Bladder Function Testing

Urodynamics assesses how the bladder and urethra are performing their job of storing and releasing urine. This test is typically performed for women who have problems with incontinence (involuntary loss of urine), urgency, or frequent urination. Urinary incontinence is the inability to control the release of urine from your bladder. Some people experience occasional, minor leaks — or dribbles — of urine. Others wet their clothes frequently.

Types of urinary incontinence include:

Stress incontinence. This is loss of urine when you exert pressure — stress — on your bladder by coughing, sneezing, laughing, exercising or lifting something heavy. Stress incontinence occurs when the sphincter muscle of the bladder is weakened. Commonly, you have pelvic organ prolapse as well. This prolapse can include bladder prolapse (cystocele), rectal prolapse (rectocele), and uterine prolapse. In women, physical changes resulting from pregnancy, childbirth and menopause can cause pelvic organ prolapse and stress incontinence.

Urge incontinence. This is a sudden, intense urge to urinate, followed by an involuntary loss of urine. Your bladder muscle contracts and may give you a warning of only a few seconds to a minute to reach a toilet. With urge incontinence, you may need to urinate often, including throughout the night.

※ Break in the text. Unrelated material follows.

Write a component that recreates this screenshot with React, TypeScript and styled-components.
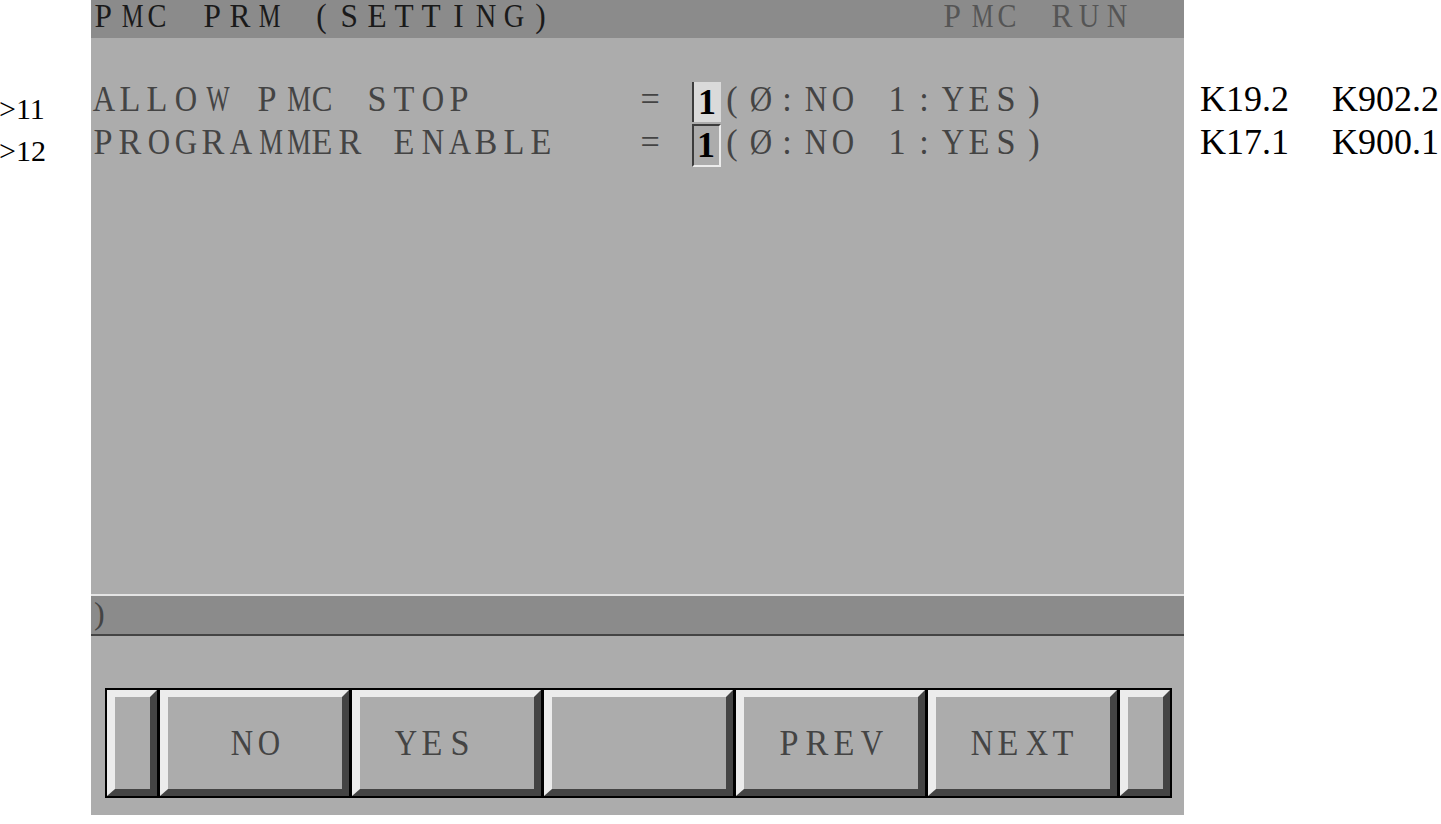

Overflow incontinence. If you frequently or constantly dribble urine, you may have overflow incontinence, which is an inability to empty your bladder. Sometimes you may feel as if you never completely empty your bladder. When you try to urinate, you may produce only a weak stream of urine. This type of incontinence may occur in people with a damaged bladder, blocked urethra or nerve damage.

Mixed incontinence. If you experience symptoms of more than one type of urinary incontinence, such as stress incontinence and urge incontinence, you have mixed incontinence.

Urodynamic testing is the most precise way to measure how the bladder is functioning and can be used to determine what type of incontinence you have. Urodynamic tests can help determine the best treatment options.